Another UV-based study, performed by Song and colleagues7, focused on the use of 280 nm ultraviolet-light-emitting diodes (UV-LEDs) for disinfecting M. abscessus in water. The advantage of the method is that the approach is technically possible to deliver even with compact apparatuses for point-of-use (POU) applications. Inactivation kinetics modelling showed that M. abscessus is more resistant than P. aeruginosa and L. pneumophila, suggesting that nontuberculous mycobacteria are among the most UV-resistant opportunistic premise plumbing pathogens. The results confirm that an UV-LED disinfection unit design against these important pathogens in drinking water systems is a viable decentralized strategy to fulfill SDG 6 in different countries.

Advances in detection

There is also a growing need for inexpensive devices that can rapidly and conveniently detect and monitor environmental pollutant levels on site to provide prompt and accurate information about the extent and quantity of pollutants. The ultimate objective is to develop inexpensive and portable laboratories that can be deployed in any setting. Over the past few years, there has been a significant surge in the utilization of smartphones for analytical purposes, because they provide a convenient wireless connection with other devices, particularly in the context of health and environmental applications. The study performed by Cardozo and co-workers8 described a decentralized imaging-based device for analyzing water pollution in terms of chemical oxygen demand (COD) and color. Their approach made use of the HSV (hue, saturation, value) and/or Red, Green and Blue (RGB) color model in a smartphone, and compared the data obtained with spectrophotometric measurements. The methods achieved an average accuracy of 96.2% for COD analysis with a spectrophotometer, and 98.3% for those captured by a smartphone camera. This smartphone-based analysis can be used for environmental examinations when spectrophotometers are unavailable by using technologies that are becoming much more commonplace. Investigations are underway to develop a smartphone application for environmental monitoring purposes and explore renewable energy sources.

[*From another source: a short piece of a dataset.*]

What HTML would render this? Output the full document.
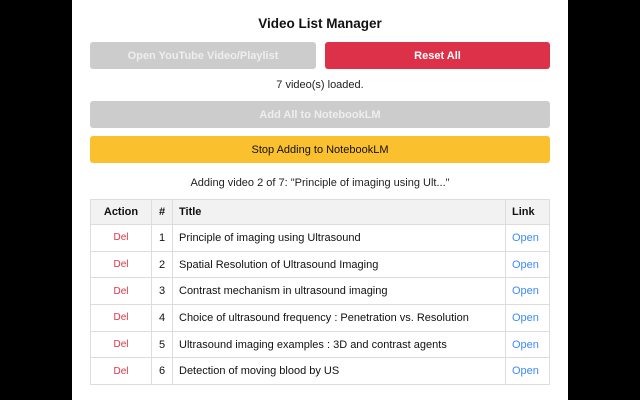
<!DOCTYPE html>
<html><head><style>
body{margin:0;width:640px;height:400px;background:#000;font-family:"Liberation Sans",Arial,sans-serif;overflow:hidden}
.p{position:absolute;left:72px;top:0;width:496px;height:400px;background:#fff}
h1{position:absolute;left:0;width:496px;top:16px;margin:0;text-align:center;font-size:13.5px;font-weight:bold;color:#111}
.b{position:absolute;border-radius:3px;color:#fff;font-size:11px;font-weight:bold;text-align:center;line-height:28px;height:27px}
.t{position:absolute;left:0;width:496px;text-align:center;font-size:11px;color:#222}
table{position:absolute;left:18px;top:199px;width:460px;border-collapse:collapse;font-size:11px}
td,th{border:1px solid #ddd;height:25.7px;padding:0 6px;color:#111}
th{background:#f2f2f2;font-weight:bold;text-align:left;height:24px}
.c{text-align:center}
.d{color:#dc3545;text-align:center;font-size:10px}
.o{color:#3d8bf5}
</style></head><body>
<div class="p">
<h1>Video List Manager</h1>
<div class="b" style="left:18px;top:42px;width:226px;background:#ccc;color:#eee">Open YouTube Video/Playlist</div>
<div class="b" style="left:253px;top:42px;width:225px;background:#dc3148">Reset All</div>
<div class="t" style="top:79px">7 video(s) loaded.</div>
<div class="b" style="left:18px;top:101px;width:460px;background:#ccc;color:#eee">Add All to NotebookLM</div>
<div class="b" style="left:18px;top:136px;width:460px;background:#fbc02d;color:#111;font-weight:normal">Stop Adding to NotebookLM</div>
<div class="t" style="top:177px">Adding video 2 of 7: "Principle of imaging using Ult..."</div>
<table>
<tr><th class="c" style="width:48px">Action</th><th class="c" style="width:8px">#</th><th>Title</th><th style="width:31px">Link</th></tr>
<tr><td class="d">Del</td><td class="c">1</td><td>Principle of imaging using Ultrasound</td><td class="o">Open</td></tr>
<tr><td class="d">Del</td><td class="c">2</td><td>Spatial Resolution of Ultrasound Imaging</td><td class="o">Open</td></tr>
<tr><td class="d">Del</td><td class="c">3</td><td>Contrast mechanism in ultrasound imaging</td><td class="o">Open</td></tr>
<tr><td class="d">Del</td><td class="c">4</td><td>Choice of ultrasound frequency : Penetration vs. Resolution</td><td class="o">Open</td></tr>
<tr><td class="d">Del</td><td class="c">5</td><td>Ultrasound imaging examples : 3D and contrast agents</td><td class="o">Open</td></tr>
<tr><td class="d">Del</td><td class="c">6</td><td>Detection of moving blood by US</td><td class="o">Open</td></tr>
</table>
</div>
</body></html>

Marine sediments contain higher levels of pollutants compared to the surrounding water, making them useful for identifying pollutants in the environment. Techniques that can quantitatively measure toxic substances in marine sediments with high sensitivity, accuracy, and cost-effectiveness are a promising focus for further research and new techniques are much required, since conventional methods have several drawbacks. Fernández et al.9 investigated the efficacy of an in-situ bismuth-modified carbon-fiber microelectrode as a voltamperometric sensor for simultaneous detection of lead (Pb), cadmium (Cd), and zinc (Zn) in marine sediments from Puerto Jeli in El Oro Province, Ecuador. The technique of differential pulse anodic stripping voltammetry with a range of measurements from 12 to 50 μg mL−1 was utilized to determine the concentration of metals. According to the preliminary results, Cd and Pb values exceeded the permissible limits established by both Ecuador and the US Environmental Protection Agency.

In summary, research tackling many questions in the field of water and wastewater treatment is continually contributing to advances towards SDG6—clean water and sanitation for all. We would like to take this opportunity to thank all authors for their original contributions, and particularly the reviewers, whose comments and suggestions were important to achieve high-quality article publications.